#2 in my Ranking of the Alien Franchise.
There are several ways to approach making a sequel to a successful genre film. One of them is “bigger is better”. James Cameron’s 1986 Aliens might be the textbook example of how to do that.
The movie follows so many of the same basic plot points and character models as the first that it could almost be called a remake. A group of working class people land on LV-426 where they are attacked by aliens, killing everyone but a few. The few fight back, thinking they’ve succeeded before a final fight erupts on the escape ship. Having won, everyone goes to sleep in freezer pods for the long flight home.
I detail that not as a criticism, but only observationally. Stories work because of execution not because of basic plot details, and Aliens is executed marvelously.
Ripley, having survived her first experience with the xenomorph on the Nostromo, has drifted through space for 57 years while in cryo-sleep. She gets picked up and returned to the Company who nurse her back to health and debrief her about her experience. No one believes her experiences, though there’s enough interest to get the colonists on LV-426 to check out the coordinates Ripley supplied. Of course, the Company loses contact with the colony immediately afterwards and they have to go in. Ripley gets roped in and tags along with a group of Colonial Marines. They find the colony deserted save Newt, a little girl hiding in ducts, before all hell breaks loose and the xenomorphs come calling, tearing apart the marines one by one.
You can see the “bigger is better” mentality running through that. The setting is bigger (a colony instead of a small ship). The group of people is bigger. The type of people are bigger than life (space marines versus space truckers). The weapons are bigger (rifles and grenades versus makeshift prods and flamethrowers). The number of aliens is bigger (one versus many). There’s even the introduction of a new type of xenomorph, a much bigger Queen. The film embraces bigger in every way, and in doing so it fundamentally changes the nature of the horror that was present in the first film.
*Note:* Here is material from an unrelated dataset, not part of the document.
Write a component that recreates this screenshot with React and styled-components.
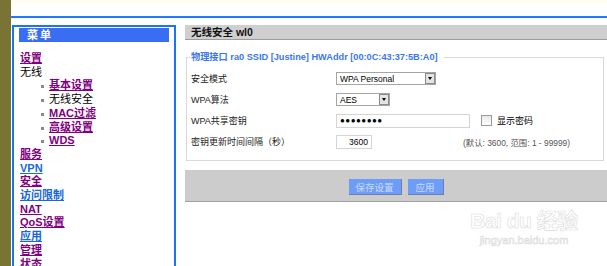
import React from "react";
import styled, { createGlobalStyle } from "styled-components";

const GlobalStyle = createGlobalStyle`
  html, body {
    margin: 0;
    padding: 0;
    background: #fff;
  }
  body {
    width: 607px;
    height: 266px;
    overflow: hidden;
    font-family: "Liberation Sans", "Noto Sans CJK SC", sans-serif;
  }
`;

const Page = styled.div`
  display: flex;
  height: 266px;
`;

const Strip = styled.div`
  width: 11px;
  flex-shrink: 0;
  background: #7a7434;
`;

const Main = styled.div`
  flex: 1;
  display: flex;
  flex-direction: column;
  min-width: 0;
`;

const TopBand = styled.div`
  height: 16px;
  flex-shrink: 0;
  border-bottom: 2px solid #1f7bff;
  background: linear-gradient(#fffdf0 0 3px, #fff 3px);
`;

const Body = styled.div`
  flex: 1;
  min-height: 0;
  overflow: hidden;
  display: flex;
  padding-top: 7px;
  position: relative;
`;

const MenuPanel = styled.div`
  width: 164px;
  box-sizing: border-box;
  margin-left: 1px;
  border: 2px solid #1a73ff;
  border-bottom: none;
  padding: 1px 5px 0;
  flex-shrink: 0;
`;

const MenuHead = styled.div`
  height: 14px;
  line-height: 14px;
  background: #3a6ef2;
  color: #fff;
  font-weight: bold;
  font-size: 11px;
  padding-left: 8px;
  letter-spacing: 2px;
`;

const MenuList = styled.ul`
  list-style: none;
  margin: 10px 0 0;
  padding: 0 0 0 1px;
  font-size: 11px;
  font-weight: bold;
  line-height: 13.7px;
`;

const MenuItem = styled.li`
  padding-left: ${(p) => (p.$sub ? "29px" : "0")};
  position: relative;
  ${(p) =>
    p.$sub &&
    `&::before {
      content: "";
      position: absolute;
      left: 21px;
      top: 6px;
      width: 3px;
      height: 3px;
      background: #8a8a8a;
    }`}
`;

const MenuLink = styled.a`
  color: ${(p) => (p.$tone === "blue" ? "#1768d8" : p.$tone === "black" ? "#000" : "#800080")};
  text-decoration: ${(p) => (p.$tone === "black" ? "none" : "underline")};
  font-weight: ${(p) => (p.$tone === "black" ? "normal" : "bold")};
`;

const Content = styled.div`
  flex: 1;
  margin-left: 9px;
  display: flex;
  flex-direction: column;
`;

const TitleBar = styled.div`
  height: 14px;
  line-height: 14px;
  background: #cfcfcf;
  border-bottom: 1px solid #9c9c9c;
  padding-left: 6px;
  font-size: 10.5px;
  font-weight: bold;
  color: #111;
`;

const Fieldset = styled.fieldset`
  margin: 11px 3px 0 1px;
  padding: 0 0 8px 4px;
  border: 1px solid #d9d9d9;
  min-width: 0;
`;

const Legend = styled.legend`
  padding: 0 6px 0 1px;
  margin-left: -1px;
  font-size: 9.2px;
  font-weight: bold;
  color: #3a78ea;
  line-height: 12px;
`;

const Form = styled.div`
  display: grid;
  grid-template-columns: 145px 1fr;
  grid-auto-rows: 21px;
  align-items: center;
  margin-top: 5px;
  font-size: 9px;
  color: #222;
`;

const Label = styled.div`
  white-space: nowrap;
`;

const Cell = styled.div`
  display: flex;
  align-items: center;
`;

const Select = styled.div`
  width: ${(p) => p.$w}px;
  height: 13px;
  box-sizing: border-box;
  border: 1px solid #a5a5a5;
  background: #fff;
  display: flex;
  align-items: center;
  font-size: 8.5px;
  color: #000;
  span {
    flex: 1;
    padding-left: 3px;
  }
`;

const Drop = styled.div`
  width: 10px;
  height: 11px;
  box-sizing: border-box;
  border: 1px solid #8a8a8a;
  background: #e4e4e4;
  display: flex;
  align-items: center;
  justify-content: center;
  &::after {
    content: "";
    border-left: 2.5px solid transparent;
    border-right: 2.5px solid transparent;
    border-top: 3px solid #000;
  }
`;

const Input = styled.div`
  width: ${(p) => p.$w}px;
  height: 14px;
  box-sizing: border-box;
  border: 1px solid #d4d4d4;
  display: flex;
  align-items: center;
  justify-content: ${(p) => (p.$right ? "flex-end" : "flex-start")};
  padding: 0 3px;
  font-size: ${(p) => (p.$dots ? "8px" : "8.5px")};
  letter-spacing: ${(p) => (p.$dots ? "0.5px" : "0")};
  color: #000;
`;

const Check = styled.span`
  width: 9px;
  height: 9px;
  border: 1px solid #9a9a9a;
  background: linear-gradient(#e8e8e8, #fff);
  margin: 0 5px 0 11px;
`;

const Note = styled.span`
  margin-left: ${(p) => p.$gap}px;
  color: ${(p) => p.$color || "#000"};
  font-size: ${(p) => (p.$small ? "8.4px" : "9px")};
  white-space: nowrap;
`;

const ActionBar = styled.div`
  margin-top: 9px;
  height: 32px;
  box-sizing: border-box;
  background: #cccccc;
  border-bottom: 1px solid #a2a2a2;
  display: flex;
  justify-content: center;
  gap: 6px;
  padding-top: 9px;
`;

const Button = styled.button`
  width: ${(p) => p.$w}px;
  height: 16px;
  padding: 0;
  border: none;
  border-right: 1px solid #6b7fa8;
  border-bottom: 1px solid #6b7fa8;
  background: #6d9df7;
  color: #c9dbff;
  font-family: inherit;
  font-size: 9.5px;
`;

const Watermark = styled.div`
  position: absolute;
  left: 454px;
  top: 190px;
  width: 118px;
  color: #fff;
  -webkit-text-stroke: 0.6px #dcdcdc;
  text-align: center;
  pointer-events: none;
  .brand {
    font-size: 21px;
    font-weight: bold;
    letter-spacing: -0.5px;
    line-height: 26px;
    white-space: nowrap;
  }
  .site {
    font-size: 11px;
    line-height: 13px;
  }
`;

const menu = [
  { text: "设置", tone: "purple" },
  { text: "无线", tone: "black" },
  { text: "基本设置", tone: "purple", sub: true },
  { text: "无线安全", tone: "black", sub: true },
  { text: "MAC过滤", tone: "purple", sub: true },
  { text: "高级设置", tone: "purple", sub: true },
  { text: "WDS", tone: "purple", sub: true },
  { text: "服务", tone: "purple" },
  { text: "VPN", tone: "blue" },
  { text: "安全", tone: "purple" },
  { text: "访问限制", tone: "blue" },
  { text: "NAT", tone: "purple" },
  { text: "QoS设置", tone: "purple" },
  { text: "应用", tone: "blue" },
  { text: "管理", tone: "purple" },
  { text: "状态", tone: "purple" },
];

export default function App() {
  return (
    <>
      <GlobalStyle />
      <Page>
        <Strip />
        <Main>
          <TopBand />
          <Body>
            <MenuPanel>
              <MenuHead>菜单</MenuHead>
              <MenuList>
                {menu.map((m) => (
                  <MenuItem key={m.text} $sub={m.sub}>
                    <MenuLink href="#" $tone={m.tone}>
                      {m.text}
                    </MenuLink>
                  </MenuItem>
                ))}
              </MenuList>
            </MenuPanel>
            <Content>
              <TitleBar>无线安全 wl0</TitleBar>
              <Fieldset>
                <Legend>物理接口 ra0 SSID [Justine] HWAddr [00:0C:43:37:5B:A0]</Legend>
                <Form>
                  <Label>安全模式</Label>
                  <Cell>
                    <Select $w={100}>
                      <span>WPA Personal</span>
                      <Drop />
                    </Select>
                  </Cell>
                  <Label>WPA算法</Label>
                  <Cell>
                    <Select $w={54}>
                      <span>AES</span>
                      <Drop />
                    </Select>
                  </Cell>
                  <Label>WPA共享密钥</Label>
                  <Cell>
                    <Input $w={134} $dots>●●●●●●●●</Input>
                    <Check />
                    <Note $gap={0}>显示密码</Note>
                  </Cell>
                  <Label>密钥更新时间间隔（秒）</Label>
                  <Cell>
                    <Input $w={36} $right>3600</Input>
                    <Note $gap={91} $color="#555" $small>(默认: 3600, 范围: 1 - 99999)</Note>
                  </Cell>
                </Form>
              </Fieldset>
              <ActionBar>
                <Button $w={53}>保存设置</Button>
                <Button $w={36}>应用</Button>
              </ActionBar>
            </Content>
            <Watermark>
              <div className="brand">Bai du 经验</div>
              <div className="site">jingyan.baidu.com</div>
            </Watermark>
          </Body>
        </Main>
      </Page>
    </>
  );
}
Cameron was smart enough to understand that by changing the scope of the threat (from one alien to many) he was changing the type of horror present. The first film was essentially a claustrophobic survival horror film. Some of those elements are still present in the sequel, but they’re far less prominent. The sequel is still a horror film, but it’s changed subgenres from the haunted house to an action horror film. That change is perfectly cast for the change in scale of the threat.
It also makes sense from a practical perspective. In the first, the xenomorph was untouchable, but that was an element of the crew’s unpreparedness. Sending in marines with big guns changes the relationship between the characters and the threat. The aliens could have been made invincible, but that might have been too far in the suspension of disbelief department, so increasing their number was probably the most logical choice. Swarms of aliens that you can’t see until it’s too late replace a single entity that could be around every corner. That also requires another extension of the aliens in the form of a new type of creature, hopefully bigger, and the queen fits the bill exactly. She’s huge and terrifying.
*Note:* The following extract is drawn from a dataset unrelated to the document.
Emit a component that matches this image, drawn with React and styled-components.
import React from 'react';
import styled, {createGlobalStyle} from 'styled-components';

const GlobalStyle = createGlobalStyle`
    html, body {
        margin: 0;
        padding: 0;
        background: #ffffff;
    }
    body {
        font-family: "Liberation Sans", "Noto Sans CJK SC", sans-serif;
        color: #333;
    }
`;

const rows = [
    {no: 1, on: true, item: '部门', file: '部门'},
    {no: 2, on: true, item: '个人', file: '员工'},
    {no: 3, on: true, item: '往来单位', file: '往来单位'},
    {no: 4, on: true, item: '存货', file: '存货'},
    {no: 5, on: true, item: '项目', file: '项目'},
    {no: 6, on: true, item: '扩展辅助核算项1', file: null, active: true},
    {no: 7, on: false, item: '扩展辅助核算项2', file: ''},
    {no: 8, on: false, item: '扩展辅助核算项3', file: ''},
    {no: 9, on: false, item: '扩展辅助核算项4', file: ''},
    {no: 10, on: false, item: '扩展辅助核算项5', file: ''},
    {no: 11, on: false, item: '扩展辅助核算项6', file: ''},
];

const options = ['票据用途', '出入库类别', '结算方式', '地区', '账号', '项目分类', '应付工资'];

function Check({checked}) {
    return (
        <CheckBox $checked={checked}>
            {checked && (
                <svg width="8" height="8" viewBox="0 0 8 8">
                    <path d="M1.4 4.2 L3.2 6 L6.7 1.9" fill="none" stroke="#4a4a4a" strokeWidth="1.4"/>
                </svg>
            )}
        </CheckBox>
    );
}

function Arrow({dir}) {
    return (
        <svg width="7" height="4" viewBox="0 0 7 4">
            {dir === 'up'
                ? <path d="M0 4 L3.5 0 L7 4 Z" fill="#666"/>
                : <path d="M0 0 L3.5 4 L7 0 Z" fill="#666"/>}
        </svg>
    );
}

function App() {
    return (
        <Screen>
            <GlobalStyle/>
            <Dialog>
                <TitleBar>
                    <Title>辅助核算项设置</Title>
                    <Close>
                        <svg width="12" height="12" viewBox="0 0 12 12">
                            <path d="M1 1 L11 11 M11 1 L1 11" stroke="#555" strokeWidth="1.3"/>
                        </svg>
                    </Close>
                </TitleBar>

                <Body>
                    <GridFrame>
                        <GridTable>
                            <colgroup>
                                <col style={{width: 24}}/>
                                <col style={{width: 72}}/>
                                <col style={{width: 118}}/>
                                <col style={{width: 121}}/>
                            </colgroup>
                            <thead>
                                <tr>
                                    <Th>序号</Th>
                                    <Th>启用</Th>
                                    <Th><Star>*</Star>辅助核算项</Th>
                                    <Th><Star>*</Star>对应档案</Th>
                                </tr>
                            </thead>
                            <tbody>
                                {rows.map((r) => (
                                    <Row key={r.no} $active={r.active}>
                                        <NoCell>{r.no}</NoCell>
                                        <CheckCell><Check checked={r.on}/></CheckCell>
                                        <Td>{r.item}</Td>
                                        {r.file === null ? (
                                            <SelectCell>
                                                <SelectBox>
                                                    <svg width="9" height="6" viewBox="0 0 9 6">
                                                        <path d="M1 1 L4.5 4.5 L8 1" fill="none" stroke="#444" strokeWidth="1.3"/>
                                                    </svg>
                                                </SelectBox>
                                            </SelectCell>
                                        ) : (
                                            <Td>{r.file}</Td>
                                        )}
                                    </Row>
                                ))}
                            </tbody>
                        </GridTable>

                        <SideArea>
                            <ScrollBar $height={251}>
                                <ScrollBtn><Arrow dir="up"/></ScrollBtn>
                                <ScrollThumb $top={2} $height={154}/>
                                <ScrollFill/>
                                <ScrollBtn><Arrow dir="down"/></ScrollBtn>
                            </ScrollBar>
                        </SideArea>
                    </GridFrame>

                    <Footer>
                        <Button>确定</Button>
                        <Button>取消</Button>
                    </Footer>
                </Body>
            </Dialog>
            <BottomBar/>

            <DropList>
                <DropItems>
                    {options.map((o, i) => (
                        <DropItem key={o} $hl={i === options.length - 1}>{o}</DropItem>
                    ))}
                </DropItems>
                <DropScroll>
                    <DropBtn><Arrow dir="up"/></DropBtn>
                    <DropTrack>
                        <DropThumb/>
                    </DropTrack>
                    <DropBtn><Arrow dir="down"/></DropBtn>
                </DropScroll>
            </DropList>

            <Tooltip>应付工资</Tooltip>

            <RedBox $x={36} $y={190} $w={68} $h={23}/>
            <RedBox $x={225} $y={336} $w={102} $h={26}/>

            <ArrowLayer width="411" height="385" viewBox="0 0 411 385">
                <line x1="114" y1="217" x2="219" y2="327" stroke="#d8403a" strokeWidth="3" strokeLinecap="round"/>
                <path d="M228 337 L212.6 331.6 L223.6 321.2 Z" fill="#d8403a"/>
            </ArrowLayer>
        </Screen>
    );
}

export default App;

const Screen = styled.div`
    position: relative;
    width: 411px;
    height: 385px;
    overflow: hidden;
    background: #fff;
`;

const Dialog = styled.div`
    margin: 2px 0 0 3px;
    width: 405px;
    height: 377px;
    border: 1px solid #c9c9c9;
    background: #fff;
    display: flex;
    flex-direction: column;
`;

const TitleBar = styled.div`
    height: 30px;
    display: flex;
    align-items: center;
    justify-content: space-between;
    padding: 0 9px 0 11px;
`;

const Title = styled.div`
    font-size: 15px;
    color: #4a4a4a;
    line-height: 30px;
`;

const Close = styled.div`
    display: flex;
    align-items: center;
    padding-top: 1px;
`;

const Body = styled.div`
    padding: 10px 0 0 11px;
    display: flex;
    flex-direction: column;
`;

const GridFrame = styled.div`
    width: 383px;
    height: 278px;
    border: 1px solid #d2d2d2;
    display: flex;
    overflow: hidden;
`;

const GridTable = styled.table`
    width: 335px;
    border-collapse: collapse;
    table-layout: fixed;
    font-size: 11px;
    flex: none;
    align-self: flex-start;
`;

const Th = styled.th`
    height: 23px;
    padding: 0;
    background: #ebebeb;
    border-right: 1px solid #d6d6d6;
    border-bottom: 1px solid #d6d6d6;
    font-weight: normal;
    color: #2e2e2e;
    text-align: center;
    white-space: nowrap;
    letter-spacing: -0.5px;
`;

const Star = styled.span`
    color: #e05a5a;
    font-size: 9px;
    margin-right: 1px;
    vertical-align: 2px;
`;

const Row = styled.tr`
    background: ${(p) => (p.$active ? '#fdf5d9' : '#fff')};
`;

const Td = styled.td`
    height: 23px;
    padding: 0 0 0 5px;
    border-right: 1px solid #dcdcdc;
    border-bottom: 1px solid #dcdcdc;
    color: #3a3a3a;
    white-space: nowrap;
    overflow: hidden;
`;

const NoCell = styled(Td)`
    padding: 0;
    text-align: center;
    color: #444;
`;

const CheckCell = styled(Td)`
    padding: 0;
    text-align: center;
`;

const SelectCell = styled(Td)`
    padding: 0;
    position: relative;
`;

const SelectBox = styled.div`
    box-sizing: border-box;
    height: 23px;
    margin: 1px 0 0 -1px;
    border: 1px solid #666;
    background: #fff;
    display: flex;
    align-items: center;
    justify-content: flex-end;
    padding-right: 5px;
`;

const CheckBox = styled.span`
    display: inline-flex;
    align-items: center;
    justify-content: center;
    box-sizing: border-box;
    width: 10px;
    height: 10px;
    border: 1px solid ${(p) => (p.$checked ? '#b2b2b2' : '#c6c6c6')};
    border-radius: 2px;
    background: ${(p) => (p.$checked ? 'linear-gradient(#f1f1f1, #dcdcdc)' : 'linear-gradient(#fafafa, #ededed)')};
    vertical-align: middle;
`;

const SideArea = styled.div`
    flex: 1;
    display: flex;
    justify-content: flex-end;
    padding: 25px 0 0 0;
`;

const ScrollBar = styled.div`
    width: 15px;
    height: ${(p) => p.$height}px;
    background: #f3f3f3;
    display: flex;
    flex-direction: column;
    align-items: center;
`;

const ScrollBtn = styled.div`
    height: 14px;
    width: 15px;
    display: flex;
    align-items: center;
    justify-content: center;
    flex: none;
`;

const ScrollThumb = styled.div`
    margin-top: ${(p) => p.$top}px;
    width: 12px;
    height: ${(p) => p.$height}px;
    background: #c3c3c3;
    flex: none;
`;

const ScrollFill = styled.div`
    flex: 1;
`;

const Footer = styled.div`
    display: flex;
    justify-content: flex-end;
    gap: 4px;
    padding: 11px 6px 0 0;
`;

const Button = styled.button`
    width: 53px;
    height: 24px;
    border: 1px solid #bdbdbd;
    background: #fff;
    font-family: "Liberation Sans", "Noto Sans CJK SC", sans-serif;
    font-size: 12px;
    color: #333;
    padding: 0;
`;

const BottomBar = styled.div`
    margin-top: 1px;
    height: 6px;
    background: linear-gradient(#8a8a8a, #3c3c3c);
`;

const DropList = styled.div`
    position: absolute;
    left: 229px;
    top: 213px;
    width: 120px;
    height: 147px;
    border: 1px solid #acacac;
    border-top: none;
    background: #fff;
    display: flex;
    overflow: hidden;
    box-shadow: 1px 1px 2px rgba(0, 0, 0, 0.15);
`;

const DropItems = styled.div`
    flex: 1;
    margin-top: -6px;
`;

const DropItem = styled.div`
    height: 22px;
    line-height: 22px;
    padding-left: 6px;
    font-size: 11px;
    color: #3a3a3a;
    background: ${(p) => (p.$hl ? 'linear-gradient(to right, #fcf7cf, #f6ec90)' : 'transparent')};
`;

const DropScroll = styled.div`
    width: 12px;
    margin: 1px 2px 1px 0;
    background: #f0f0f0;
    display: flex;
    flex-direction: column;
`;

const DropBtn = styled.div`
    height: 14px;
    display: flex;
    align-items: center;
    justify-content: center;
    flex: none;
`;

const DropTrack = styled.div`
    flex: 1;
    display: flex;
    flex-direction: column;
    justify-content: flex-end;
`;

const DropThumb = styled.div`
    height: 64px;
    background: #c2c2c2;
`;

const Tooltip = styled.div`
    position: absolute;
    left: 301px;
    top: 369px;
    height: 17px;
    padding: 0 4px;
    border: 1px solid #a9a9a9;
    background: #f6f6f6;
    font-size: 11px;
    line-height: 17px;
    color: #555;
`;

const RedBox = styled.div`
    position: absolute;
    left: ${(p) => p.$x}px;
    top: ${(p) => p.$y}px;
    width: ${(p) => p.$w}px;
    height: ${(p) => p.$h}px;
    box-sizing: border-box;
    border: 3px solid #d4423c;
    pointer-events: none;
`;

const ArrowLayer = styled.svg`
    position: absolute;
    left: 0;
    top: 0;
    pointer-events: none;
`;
Moving on to thematic material, Aliens actually continues Ripley’s journey instead of just repeats it. If Alien was about the destruction of a family, Aliens is about recovering from trauma by forming a new family. Ripley can’t sleep through the night because she’s so consumed by nightmares of her past experience. It’s the reason she goes on the mission to begin with. She thinks that by confronting what hurt her, she may free herself of her own fear. Finding Newt, the little girl, gives her a purpose beyond her own survival. Newt becomes Ripley’s daughter (a connection made more potent through a deleted scene that’s included in the Special Edition of Ripley’s actual daughter cursing Ripley for leaving her alone her whole life), and Corporal Hicks takes on the mantle of father and husband to the pair.
The final act of the film is entirely predicated on the newly formed family being threatened and torn apart. An alien grabs Newt and takes her to another part of the colony to be impregnated with another alien. Ripley has to go in herself, leaving Hicks behind in their escape ship because of his injuries. It becomes one mother (Ripley) against another mother (the Queen), a symmetry between the two characters that adds an extra thematic oomph to the final act. It plays with much more character that way instead of just bad assed woman going up against a large creature.
The real final fight on the Sulaco where Ripley gets in her mech suit and has, essentially, a fist fight with the Queen is one of the most gratifying and visceral special effects driven fights in popular film. It’s mother against mother after Ripley destroyed all of the Queen’s children. The fight is perfectly filmed and completely believable, giving Ripley the kind of physical advantage that is both believable and satisfying.
The movie’s just pure action horror entertainment that’s very smart about how it uses its characters to establish themes that feed into the terror. It’s bigger, louder, and with many more explosions, and it’s probably the best example of bigger is better filmmaking.